-- Request --
Set down, exactly as written, the lines from the top of the data to the line that holds "border-[#cfcfcf] px-[8px] text-[10.5px]", and omit the pictures.

-- Dataset section --
— start —

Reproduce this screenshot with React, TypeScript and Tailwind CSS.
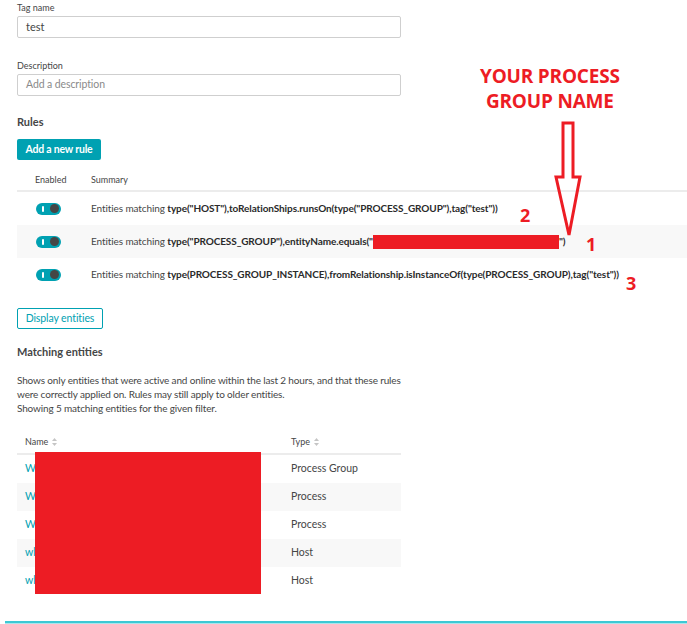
import React from 'react'

const teal = 'text-[#00a1b2]'

function Toggle() {
  return (
    <div className="flex h-[12px] w-[25px] items-center rounded-full bg-[#00a1b2] px-[2px]">
      <span className="ml-[4px] h-[6px] w-[2px] rounded bg-white" />
      <span className="ml-auto h-[9px] w-[9px] rounded-full bg-[#454646]" />
    </div>
  )
}

const rules = [
  { bold: 'type("HOST"),toRelationShips.runsOn(type("PROCESS_GROUP"),tag("test"))', grey: false },
  { bold: 'type("PROCESS_GROUP"),entityName.equals("', grey: true, redacted: true },
  { bold: 'type(PROCESS_GROUP_INSTANCE),fromRelationship.isInstanceOf(type(PROCESS_GROUP),tag("test"))', grey: false },
]

const entities = [
  { name: 'We', type: 'Process Group' },
  { name: 'We', type: 'Process' },
  { name: 'We', type: 'Process' },
  { name: 'wl', type: 'Host' },
  { name: 'wl', type: 'Host' },
]

function SortIcon() {
  return (
    <svg width="5" height="8" viewBox="0 0 5 8" className="ml-[4px] inline-block">
      <path d="M2.5 0 L5 3 H0 Z" fill="#c5c5c5" />
      <path d="M2.5 8 L5 5 H0 Z" fill="#c5c5c5" />
    </svg>
  )
}

export default function App() {
  return (
    <div className="relative h-[624px] w-[687px] overflow-hidden bg-white text-[#454646]" style={{ fontFamily: 'Lato, "Open Sans", sans-serif' }}>
      <div className="pl-[17px] pt-[2px]">
        <div className="text-[9px] leading-[12px]">Tag name</div>
        <div className="mt-[2px] flex h-[22px] w-[384px] items-center rounded-[2px] border border-[#cfcfcf] px-[8px] text-[11px]">test</div>

        <div className="mt-[22px] text-[9px] leading-[12px]">Description</div>
        <div className="mt-[2px] flex h-[22px] w-[384px] items-center rounded-[2px] border border-[#cfcfcf] px-[8px] text-[10.5px] tracking-[-0.1px] text-[#8a8a8a]">Add a description</div>

        <div className="mt-[19px] text-[11px] font-bold leading-[14px]">Rules</div>
        <div className="mt-[10px] flex h-[21px] w-[84px] items-center justify-center rounded-[2px] bg-[#00a1b2] text-[10.5px] font-bold tracking-[-0.2px] text-white">Add a new rule</div>

        <div className="mt-[13px] flex h-[19px] items-start border-b-2 border-[#ececec] text-[9px]">
          <span className="ml-[18px] w-[56px]">Enabled</span>
          <span>Summary</span>
        </div>
        {rules.map((r, i) => (
          <div key={i} className={`flex h-[33px] items-center text-[10px] tracking-[-0.1px] ${r.grey ? 'bg-[#f8f8f8]' : ''}`}>
            <div className="ml-[19px] w-[55px]"><Toggle /></div>
            <span className="whitespace-nowrap">
              Entities matching <b className="font-bold text-[#2a2a2a]">{r.bold}</b>
              {r.redacted && (
                <>
                  <span className="inline-block h-[14px] w-[186px] bg-[#ed1c24] align-middle" />
                  <b className="font-bold text-[#2a2a2a]">")</b>
                </>
              )}
            </span>
          </div>
        ))}

        <div className="mt-[17px] flex h-[21px] w-[86px] items-center justify-center rounded-[2px] border border-[#00a1b2] text-[10.5px] tracking-[-0.1px] text-[#00a1b2]">Display entities</div>

        <div className="mt-[16px] text-[11px] font-bold leading-[14px]">Matching entities</div>
        <div className="mt-[14px] text-[10px] leading-[14px] tracking-[-0.15px]">
          Shows only entities that were active and online within the last 2 hours, and that these rules<br />
          were correctly applied on. Rules may still apply to older entities.<br />
          Showing 5 matching entities for the given filter.
        </div>

        <div className="mt-[16px] w-[384px]">
          <div className="flex h-[24px] items-center border-b-2 border-[#ececec] text-[9px]">
            <span className="ml-[8px] flex w-[266px] items-center">Name<SortIcon /></span>
            <span className="flex items-center">Type<SortIcon /></span>
          </div>
          {entities.map((e, i) => (
            <div key={i} className={`flex h-[28px] items-center text-[10.5px] ${i % 2 ? 'bg-[#f8f8f8]' : ''}`}>
              <span className={`ml-[8px] w-[266px] ${teal}`}>{e.name}</span>
              <span>{e.type}</span>
            </div>
          ))}
        </div>
      </div>

      {/* redaction over names */}
      <div className="absolute left-[35px] top-[452px] h-[142px] w-[226px] bg-[#ed1c24]" />

      {/* bottom rule */}
      <div className="absolute left-[5px] right-0 top-[621px] h-[2px] bg-[#3ec8d4]" />
      <div className="absolute left-[5px] right-0 top-[623px] h-[1px] bg-[#a8e6ec]" />

      {/* annotations */}
      <div className="absolute left-[480px] top-[64px] text-center text-[19px] font-bold leading-[25px] tracking-[-0.2px] text-[#ed1c24]" style={{ fontFamily: '"Open Sans", sans-serif' }}>
        YOUR PROCESS<br />GROUP NAME
      </div>
      <svg className="absolute left-[553px] top-[121px]" width="30" height="118" viewBox="0 0 30 118">
        <path d="M10 2 H20 V56 H27 L16 114 L3 56 H10 Z" fill="none" stroke="#ed1c24" strokeWidth="3" strokeLinejoin="miter" />
      </svg>
      <div className="absolute left-[520px] top-[202px] text-[18px] font-bold text-[#ed1c24]" style={{ fontFamily: '"Open Sans", sans-serif' }}>2</div>
      <div className="absolute left-[586px] top-[231px] text-[18px] font-bold text-[#ed1c24]" style={{ fontFamily: '"Open Sans", sans-serif' }}>1</div>
      <div className="absolute left-[626px] top-[270px] text-[18px] font-bold text-[#ed1c24]" style={{ fontFamily: '"Open Sans", sans-serif' }}>3</div>
    </div>
  )
}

— end —

-- Exercise answer --
Reproduce this screenshot with React, TypeScript and Tailwind CSS.
import React from 'react'

const teal = 'text-[#00a1b2]'

function Toggle() {
  return (
    <div className="flex h-[12px] w-[25px] items-center rounded-full bg-[#00a1b2] px-[2px]">
      <span className="ml-[4px] h-[6px] w-[2px] rounded bg-white" />
      <span className="ml-auto h-[9px] w-[9px] rounded-full bg-[#454646]" />
    </div>
  )
}

const rules = [
  { bold: 'type("HOST"),toRelationShips.runsOn(type("PROCESS_GROUP"),tag("test"))', grey: false },
  { bold: 'type("PROCESS_GROUP"),entityName.equals("', grey: true, redacted: true },
  { bold: 'type(PROCESS_GROUP_INSTANCE),fromRelationship.isInstanceOf(type(PROCESS_GROUP),tag("test"))', grey: false },
]

const entities = [
  { name: 'We', type: 'Process Group' },
  { name: 'We', type: 'Process' },
  { name: 'We', type: 'Process' },
  { name: 'wl', type: 'Host' },
  { name: 'wl', type: 'Host' },
]

function SortIcon() {
  return (
    <svg width="5" height="8" viewBox="0 0 5 8" className="ml-[4px] inline-block">
      <path d="M2.5 0 L5 3 H0 Z" fill="#c5c5c5" />
      <path d="M2.5 8 L5 5 H0 Z" fill="#c5c5c5" />
    </svg>
  )
}

export default function App() {
  return (
    <div className="relative h-[624px] w-[687px] overflow-hidden bg-white text-[#454646]" style={{ fontFamily: 'Lato, "Open Sans", sans-serif' }}>
      <div className="pl-[17px] pt-[2px]">
        <div className="text-[9px] leading-[12px]">Tag name</div>
        <div className="mt-[2px] flex h-[22px] w-[384px] items-center rounded-[2px] border border-[#cfcfcf] px-[8px] text-[11px]">test</div>

        <div className="mt-[22px] text-[9px] leading-[12px]">Description</div>
        <div className="mt-[2px] flex h-[22px] w-[384px] items-center rounded-[2px] border border-[#cfcfcf] px-[8px] text-[10.5px] tracking-[-0.1px] text-[#8a8a8a]">Add a description</div>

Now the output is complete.